I was surprised, to say the least, to realise it was Israel’s one. I couldn’t understand how such a large space had been afforded to a country that is destroying the environment continuously and deliberately in Palestine and Lebanon, and through its relentless war on Gaza.
An event that lost its meaning
Some “strange” activities were taking place at the venue, making me wonder sometimes what the whole event was about. Weren’t the main goals this year supposed to be climate finance and climate justice for the countries most affected by climate change?
At one stage, I even saw a group of people holding a globe and examining it with a stethoscope, trying to figure out “where it hurts”. I passed a small pavilion for a tech company boasting: “We have the ultimate solution for the climate change problem.”
While it seemed like everyone at the event believed in – or was flogging – their own magical solution, I was left wondering whether we were only talking to each other. Was there any meaning to it at all? Dropping in at lots of meetings, conferences, and side-events, I found some with only two or three people attending – sometimes even sleeping there.
On the second day of the gathering, while I was taking the shuttle from the hotel to the stadium, a group of men in beautiful suits and ties were jovially greeting each other with “Happy COP” instead of “Good morning”.

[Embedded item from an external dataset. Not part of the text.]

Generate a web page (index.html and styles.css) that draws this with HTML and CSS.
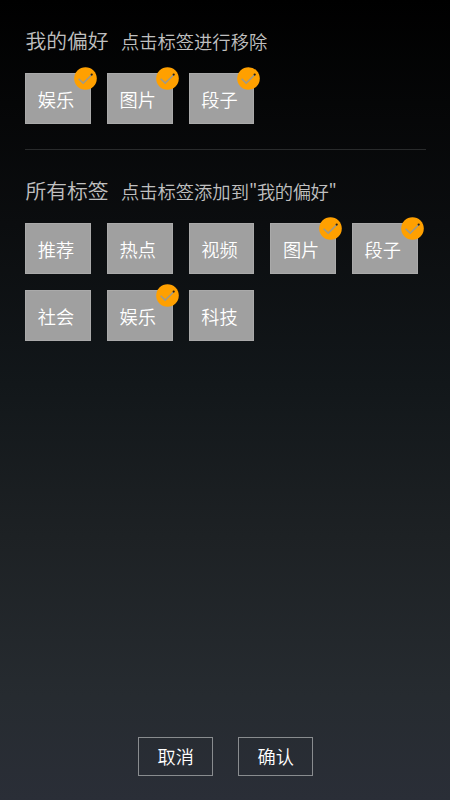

Maybe that’s a standard greeting between “COPPERS”. Unfortunately, with the final outcome of the summit only $300 billion a year by 2035 – mainly as loans not grants – this COP wasn’t happy for the thousands who came from afar looking for some kind of climate justice.
I’m not sure if such big events can truly be “happy”, but they are supposed at least to be one of the few places where we can get our voices heard. Did we succeed this time? I don’t think so.